Notes de bas de page

110 Pour rappel, tandis que l'argument du kalam se focalise uniquement sur le commencement de l'Univers, l'argument de la contingence cherche à montrer que, même si l'Univers était éternel, il n'aurait pas en lui-même la raison de son existence et aurait donc une cause.
111 Voir Alexander Pruss, The Principle of Sufficient Reason. A Reassessement, Cambridge University Press, 2006, p. 189-321 ; Edward Feser, Five Proofs of the Existence of God, Ignatius Press, 2017, p. 147-168 ; Frédéric Guillaud, Dieu existe : arguments philosophiques, Cerf, 2013, p. 127-202.
112 Nous sommes conscients du fait qu'il existe quelques interprétations déterministes de la physique quantique. Mais elles sont ultra minoritaires chez les physiciens. Aujourd'hui, la quasi-totalité des interprétations de la physique quantique restent indéterministes. Nous sommes donc tout à fait prêts à reconnaître que ce quatrième argument n'est pas définitif ou absolument certain pour prouver la contingence de l'Univers. En revanche, nous maintenons qu'il a une certaine force, compte tenu du consensus scientifique actuel.
113 Pour être exact, la quantité d'objets sommés peut faire varier les propriétés extensives d'un système, mais pas ses propriétés intensives. D'une grande superposition de briques, il ne résulte pas une brique, mais un mur. En revanche, d'un grand empilement, même infini, de bols, il ne résultera jamais une pile d'assiette. Or, la contingence est une propriété intensive : chaque objet la possède en lui-même, indépendamment du fait qu'il soit ou non associé à d'autres.

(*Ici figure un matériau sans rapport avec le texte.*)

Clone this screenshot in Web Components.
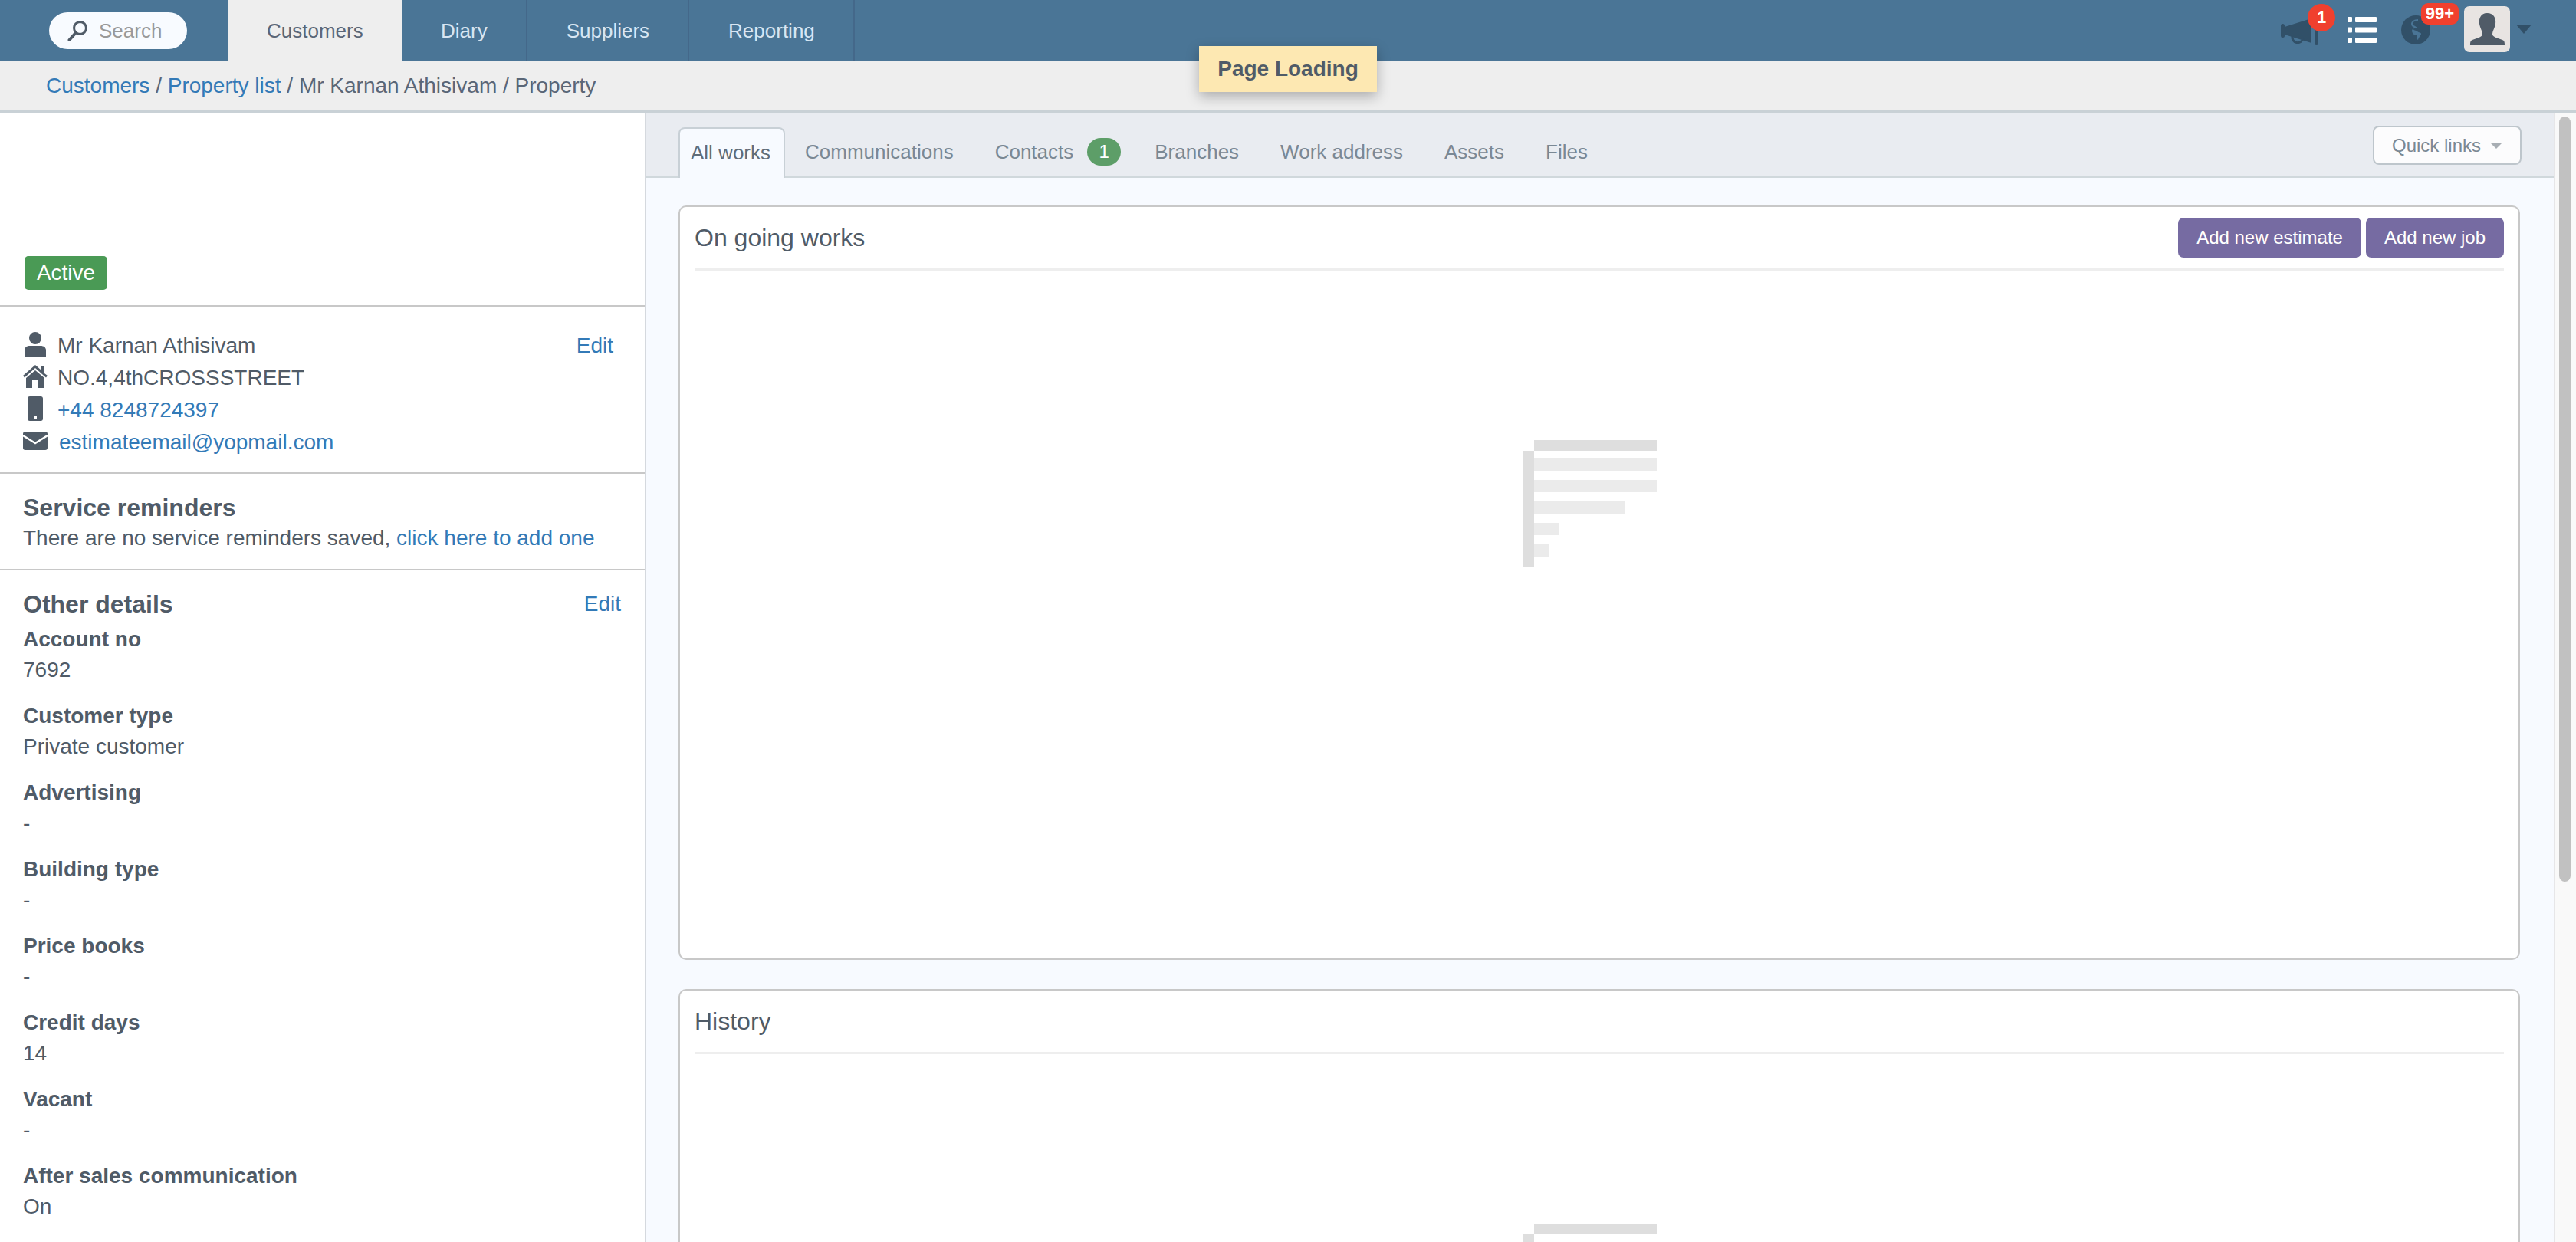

114 Notons bien que cette conclusion n'est pas si étonnante, car l'être nécessaire est capable de créer un monde sans matière préexistante (du moins si l'argument du kalam est valable) ; et, comme la distance qui sépare l'être du néant est infinie, il semble logique que l'être nécessaire doive avoir une puissance infinie.
115 On pourrait aussi argumenter comme précédemment, en disant que l'être nécessaire doit avoir un degré non nul de connaissance (car il a été capable de concevoir l'Univers). Et comme il n'admet aucune limite arbitraire, il s'ensuit que son pouvoir de connaissance est illimité.